O metrô está em muitas sequências do filme. É no metrô que Hannah mais se aproxima da vida das pessoas, mas sempre como espectadora, sem nunca realmente tocá-la. Ela ali é passageira (será só ali?), como tantos outros que estão momentaneamente na mesma viagem. É justamente quando Hannah está no caminho entre a roleta e o embarque que escutamos a única música do filme, um anônimo como tantos outros que ganham a vida tocando violão nos metrôs da vida, canta "Modern Love", a bela e famosa canção de Bowie. Não dá para dizer que nesse caso tudo é casual e aleatório.

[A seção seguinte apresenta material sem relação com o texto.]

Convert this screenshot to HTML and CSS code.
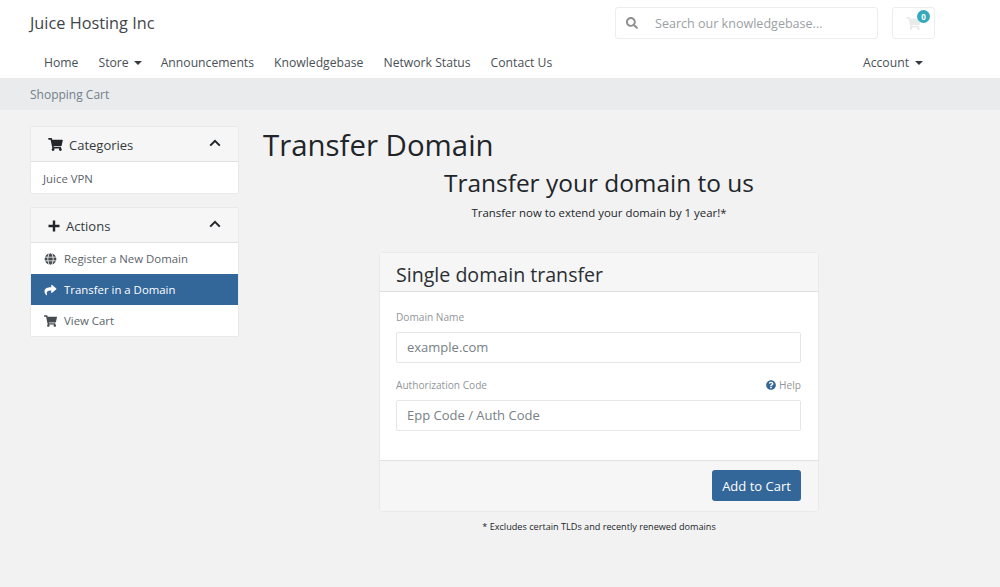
FILE: index.html
```html
<!DOCTYPE html>
<html lang="en">
<head>
  <meta charset="UTF-8" />
  <title>Transfer Domain | Juice Hosting Inc</title>
  <link rel="stylesheet" href="styles.css">
</head>
<body>
  <svg class="icon-defs" aria-hidden="true">
    <symbol id="i-cart" viewBox="0 0 576 512"><path d="M528.12 301.319l47.273-208C578.806 78.301 567.391 64 551.99 64H159.208l-9.166-44.81C147.758 8.021 137.93 0 126.529 0H24C10.745 0 0 10.745 0 24v16c0 13.255 10.745 24 24 24h69.883l70.248 343.435C147.325 417.1 136 435.222 136 456c0 30.928 25.072 56 56 56s56-25.072 56-56c0-15.674-6.447-29.835-16.824-40h209.647C430.447 426.165 424 440.326 424 456c0 30.928 25.072 56 56 56s56-25.072 56-56c0-22.172-12.888-41.332-31.579-50.405l5.517-24.276c3.413-15.018-8.002-29.319-23.403-29.319H218.117l-6.545-32h293.145c11.206 0 20.92-7.754 23.403-18.681z"/></symbol>
    <symbol id="i-chevron" viewBox="0 0 12 8"><path d="M1.2 6.6 6 1.8l4.8 4.8" fill="none" stroke="currentColor" stroke-width="2"/></symbol>
  </svg>

  <header class="header">
    <div class="header-top">
      <a class="brand" href="#">Juice Hosting Inc</a>
      <div class="header-tools">
        <div class="search">
          <svg class="search-icon" viewBox="0 0 512 512"><path d="M505 442.7L405.3 343c-4.5-4.5-10.6-7-17-7H372c27.6-35.3 44-79.7 44-128C416 93.1 322.9 0 208 0S0 93.1 0 208s93.1 208 208 208c48.3 0 92.7-16.4 128-44v16.3c0 6.4 2.5 12.5 7 17l99.7 99.7c9.4 9.4 24.6 9.4 33.9 0l28.3-28.3c9.4-9.4 9.4-24.6.1-34zM208 336c-70.7 0-128-57.2-128-128 0-70.7 57.2-128 128-128 70.7 0 128 57.2 128 128 0 70.7-57.2 128-128 128z"/></svg>
          <span class="search-text">Search our knowledgebase...</span>
        </div>
        <a class="cart-btn" href="#">
          <svg class="cart-icon"><use href="#i-cart"/></svg>
          <span class="cart-badge">0</span>
        </a>
      </div>
    </div>
    <nav class="nav">
      <div class="nav-left">
        <a href="#">Home</a>
        <a href="#">Store<span class="caret"></span></a>
        <a href="#">Announcements</a>
        <a href="#">Knowledgebase</a>
        <a href="#">Network Status</a>
        <a href="#">Contact Us</a>
      </div>
      <a href="#">Account<span class="caret"></span></a>
    </nav>
  </header>

  <div class="breadcrumb"><a href="#">Shopping Cart</a></div>

  <div class="page">
    <aside class="sidebar">
      <div class="side-card">
        <div class="side-head">
          <svg class="side-icon cart-head"><use href="#i-cart"/></svg>
          <span>Categories</span>
          <svg class="chevron"><use href="#i-chevron"/></svg>
        </div>
        <a class="side-item plain" href="#">Juice VPN</a>
      </div>
      <div class="side-card">
        <div class="side-head">
          <svg class="side-icon plus-head" viewBox="0 0 12 12"><path d="M6 .5v11M.5 6h11" stroke="currentColor" stroke-width="2.4" fill="none"/></svg>
          <span>Actions</span>
          <svg class="chevron"><use href="#i-chevron"/></svg>
        </div>
        <a class="side-item" href="#">
          <svg class="item-icon" viewBox="0 0 496 512"><path d="M336.5 160C322 70.7 287.8 8 248 8s-74 62.7-88.5 152h177zM152 256c0 22.2 1.2 43.5 3.3 64h185.3c2.1-20.5 3.3-41.8 3.3-64s-1.2-43.5-3.3-64H155.3c-2.1 20.5-3.3 41.8-3.3 64zm324.7-96c-28.6-67.9-86.5-120.4-158-141.6 24.4 33.8 41.2 84.7 50 141.6h108zM177.2 18.4C105.8 39.6 47.8 92.1 19.3 160h108c8.7-56.9 25.5-107.8 49.9-141.6zM487.4 192H372.7c2.1 21 3.3 42.5 3.3 64s-1.2 43-3.3 64h114.6c5.5-20.5 8.6-41.8 8.6-64s-3.1-43.5-8.5-64zM120 256c0-21.5 1.2-43 3.3-64H8.6C3.2 212.5 0 233.8 0 256s3.2 43.5 8.6 64h114.6c-2-21-3.2-42.5-3.2-64zm39.5 96c14.5 89.3 48.7 152 88.5 152s74-62.7 88.5-152h-177zm159.3 141.6c71.4-21.2 129.4-73.7 158-141.6h-108c-8.8 56.9-25.6 107.8-50 141.6zM19.3 352c28.6 67.9 86.5 120.4 158 141.6-24.4-33.8-41.2-84.7-50-141.6h-108z"/></svg>
          Register a New Domain
        </a>
        <a class="side-item active" href="#">
          <svg class="item-icon" viewBox="0 0 512 512"><path d="M503.691 189.836L327.687 37.851C312.281 24.546 288 35.347 288 56.015v80.053C127.371 137.907 0 170.1 0 322.326c0 61.441 39.581 122.309 83.333 154.132 13.653 9.931 33.111-2.533 28.077-18.631C66.066 312.814 132.917 274.316 288 272.085V360c0 20.7 24.3 31.453 39.687 18.164l176.004-152c11.071-9.562 11.086-26.753 0-36.328z"/></svg>
          Transfer in a Domain
        </a>
        <a class="side-item" href="#">
          <svg class="item-icon"><use href="#i-cart"/></svg>
          View Cart
        </a>
      </div>
    </aside>

    <main class="main">
      <h1>Transfer Domain</h1>
      <div class="intro">
        <h2>Transfer your domain to us</h2>
        <p>Transfer now to extend your domain by 1 year!*</p>
      </div>

      <form class="transfer-card">
        <h3 class="card-head">Single domain transfer</h3>
        <div class="card-body">
          <div class="field">
            <div class="label-row"><label for="domain">Domain Name</label></div>
            <input id="domain" type="text" placeholder="example.com">
          </div>
          <div class="field">
            <div class="label-row">
              <label for="epp">Authorization Code</label>
              <a class="help" href="#">
                <svg class="help-icon" viewBox="0 0 512 512"><path d="M504 256c0 136.997-111.043 248-248 248S8 392.997 8 256C8 119.083 119.043 8 256 8s248 111.083 248 248zM262.655 90c-54.497 0-89.255 22.957-116.549 63.758-3.536 5.286-2.353 12.415 2.715 16.258l34.699 26.31c5.205 3.947 12.621 3.008 16.665-2.122 17.864-22.658 30.113-35.797 57.303-35.797 20.429 0 45.698 13.148 45.698 32.958 0 14.976-12.363 22.667-32.534 33.976C247.128 238.528 216 254.941 216 296v4c0 6.627 5.373 12 12 12h56c6.627 0 12-5.373 12-12v-1.333c0-28.462 83.186-29.647 83.186-106.667 0-58.002-60.165-102-116.531-102zM256 338c-25.365 0-46 20.635-46 46 0 25.364 20.635 46 46 46s46-20.636 46-46c0-25.365-20.635-46-46-46z"/></svg>
                Help
              </a>
            </div>
            <input id="epp" type="text" placeholder="Epp Code / Auth Code">
          </div>
        </div>
        <div class="card-foot">
          <button type="button">Add to Cart</button>
        </div>
      </form>

      <p class="footnote">* Excludes certain TLDs and recently renewed domains</p>
    </main>
  </div>
</body>
</html>
```

FILE: styles.css
```css
* {
  box-sizing: border-box;
}

body {
  margin: 0;
  height: 587px;
  overflow: hidden;
  font-family: 'Open Sans', sans-serif;
  font-size: 12px;
  color: #212529;
  background: #f2f2f2;
}

a {
  color: inherit;
  text-decoration: none;
}

.icon-defs {
  display: none;
}

.header {
  height: 78px;
  padding: 0 65px 0 30px;
  background: #fff;
}

.header-top {
  display: flex;
  justify-content: space-between;
  height: 46px;
  padding-top: 7px;
}

.brand {
  font-size: 16.3px;
  line-height: 32px;
  color: #3f454a;
}

.header-tools {
  display: flex;
  gap: 14px;
}

.search {
  display: flex;
  align-items: center;
  width: 263px;
  height: 32px;
  padding-left: 10px;
  background: #fff;
  border: 1px solid #ebedef;
  border-radius: 3px;
}

.search-icon {
  width: 12px;
  height: 12px;
  fill: #8e8e8e;
}

.search-text {
  margin-left: 17px;
  font-size: 12.55px;
  color: #9a9fa4;
}

.cart-btn {
  position: relative;
  display: flex;
  align-items: center;
  justify-content: center;
  width: 43px;
  height: 32px;
  border: 1px solid #ebedef;
  border-radius: 3px;
}

.cart-icon {
  width: 15px;
  height: 13px;
  fill: #e9ebeb;
}

.cart-badge {
  position: absolute;
  top: 2px;
  right: 4px;
  width: 13px;
  height: 13px;
  border-radius: 50%;
  background: #36a9bd;
  color: #fff;
  font-size: 8px;
  font-weight: 700;
  line-height: 13px;
  text-align: center;
}

.nav {
  display: flex;
  justify-content: space-between;
  padding: 0 14px;
  font-size: 12.2px;
  line-height: 33px;
  color: #4a5055;
}

.nav-left {
  display: flex;
  gap: 20px;
}

.caret {
  display: inline-block;
  margin: 0 -1.5px 0 5.5px;
  vertical-align: 2px;
  border-top: 4px solid #343a40;
  border-left: 4px solid transparent;
  border-right: 4px solid transparent;
}

.breadcrumb {
  height: 32px;
  padding-left: 30px;
  background: #e9ebec;
  color: #74808b;
  font-size: 12px;
  line-height: 33px;
}

.page {
  display: grid;
  grid-template-columns: 209px 1fr;
  gap: 24px;
  padding: 16px 65px 0 30px;
}

.side-card {
  margin-bottom: 13px;
  background: #fff;
  border: 1px solid #e9e9e9;
  border-radius: 2px;
}

.side-head {
  display: flex;
  align-items: center;
  height: 35px;
  padding: 1px 17px 0;
  background: #f6f6f6;
  border-bottom: 1px solid #e2e2e2;
  color: #343a40;
  font-size: 13px;
}

.side-icon {
  fill: #212529;
  color: #212529;
}

.cart-head {
  width: 15px;
  height: 13px;
  margin-right: 6px;
}

.plus-head {
  width: 12px;
  height: 12px;
  margin-right: 6px;
}

.chevron {
  width: 12px;
  height: 8px;
  margin-left: auto;
  margin-top: -3px;
  color: #212529;
}

.side-item {
  display: flex;
  align-items: center;
  height: 31px;
  padding: 0 13px;
  color: #5c6369;
  font-size: 11.4px;
}

.side-item.plain {
  padding: 1px 12px 0;
}

.item-icon {
  width: 13px;
  height: 12px;
  margin-right: 7px;
  fill: #454b50;
}

.side-item.active {
  background: #336699;
  color: #fff;
}

.side-item.active .item-icon {
  fill: #fff;
}

.main h1 {
  margin: 1px 0 0;
  font-size: 29.4px;
  font-weight: 400;
  line-height: 36px;
}

.intro {
  text-align: center;
}

.intro h2 {
  margin: 2px 0 0;
  font-size: 24.45px;
  font-weight: 400;
  line-height: 36px;
}

.intro p {
  margin: 3px 0 0;
  font-size: 11.4px;
  line-height: 18px;
}

.transfer-card {
  width: 440px;
  margin: 30px auto 0;
  background: #fff;
  border: 1px solid #e9e9e9;
  border-radius: 4px;
}

.card-head {
  margin: 0;
  height: 39px;
  padding: 0 16px;
  background: #f6f6f6;
  border-bottom: 1px solid #dfdfdf;
  font-size: 19.6px;
  font-weight: 400;
  line-height: 43px;
  color: #2b2f33;
}

.card-body {
  height: 168px;
  padding: 17px 17px 0 16px;
}

.field {
  margin-bottom: 14px;
}

.label-row {
  display: flex;
  justify-content: space-between;
  align-items: center;
  height: 16px;
  margin-bottom: 7px;
  font-size: 10.15px;
  color: #92969a;
}

.help {
  display: flex;
  align-items: center;
  gap: 3px;
  color: #92969a;
}

.help-icon {
  width: 10px;
  height: 10px;
  fill: #336699;
}

input {
  display: block;
  width: 100%;
  height: 31px;
  padding: 0 10px 2px;
  border: 1px solid #e6e6e6;
  border-radius: 2px;
  background: #fff;
  font-family: inherit;
  font-size: 13px;
}

input::placeholder {
  color: #787f85;
  opacity: 1;
}

.card-foot {
  display: flex;
  justify-content: flex-end;
  height: 51px;
  padding: 9px 17px 0 0;
  background: #f6f6f6;
  border-top: 1px solid #e2e2e2;
  border-radius: 0 0 4px 4px;
}

button {
  width: 89px;
  height: 31px;
  padding: 0;
  border: 0;
  border-radius: 3px;
  background: #336699;
  color: #fff;
  font-family: inherit;
  font-size: 13px;
}

.footnote {
  margin: 8px 0 0;
  font-size: 9.15px;
  line-height: 13px;
  text-align: center;
}
```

Enquanto o tema das relações voláteis embala essa contagiante música, Hannah enfrenta seus abismos, a desesperança nas relações humanas e a decrepitude de seu corpo. Sim, o corpo talvez expresse exemplarmente a morte de tudo que já passou, de tudo que foi vivido e deixou suas profundas marcas na pele. Hannah tem a consciência disso, se olha no espelho e esfrega a mão em seu rosto completamente enrugado. Não existe dúvidas, aquele é o seu rosto, o seu desgaste físico.

"Hannah" pode não ser um filmaço daqueles que nos arrebatam ferozmente, mas possui uma força, um incômodo intrínseco ao nos fazer acompanhar intimamente o cotidiano dessa mulher simples, que poderia ser uma familiar nossa, ou quem sabe nós mesmos. Por tudo isso saímos de "Hannah" destroçados. Como foi difícil levantar o corpo ao final do filme. Não há uma cena que realmente choque ou agrida, que faça tudo ficar demasiadamente pesado. Entretanto, algo transcorre e se processa na alma após o filme, como se uma pedrinha junto com outra, depois mais outra e assim por diante, formasse um grande pedregulho. De certa forma, quando na cena final as portas do trem se fecham, e a câmera fica de fora do vagão, o que sentimos é um alívio, de que não mais seguiremos com ela.                   
    
Visto no Espaço Itaú de Cinema 3, no dia 03/07/2018.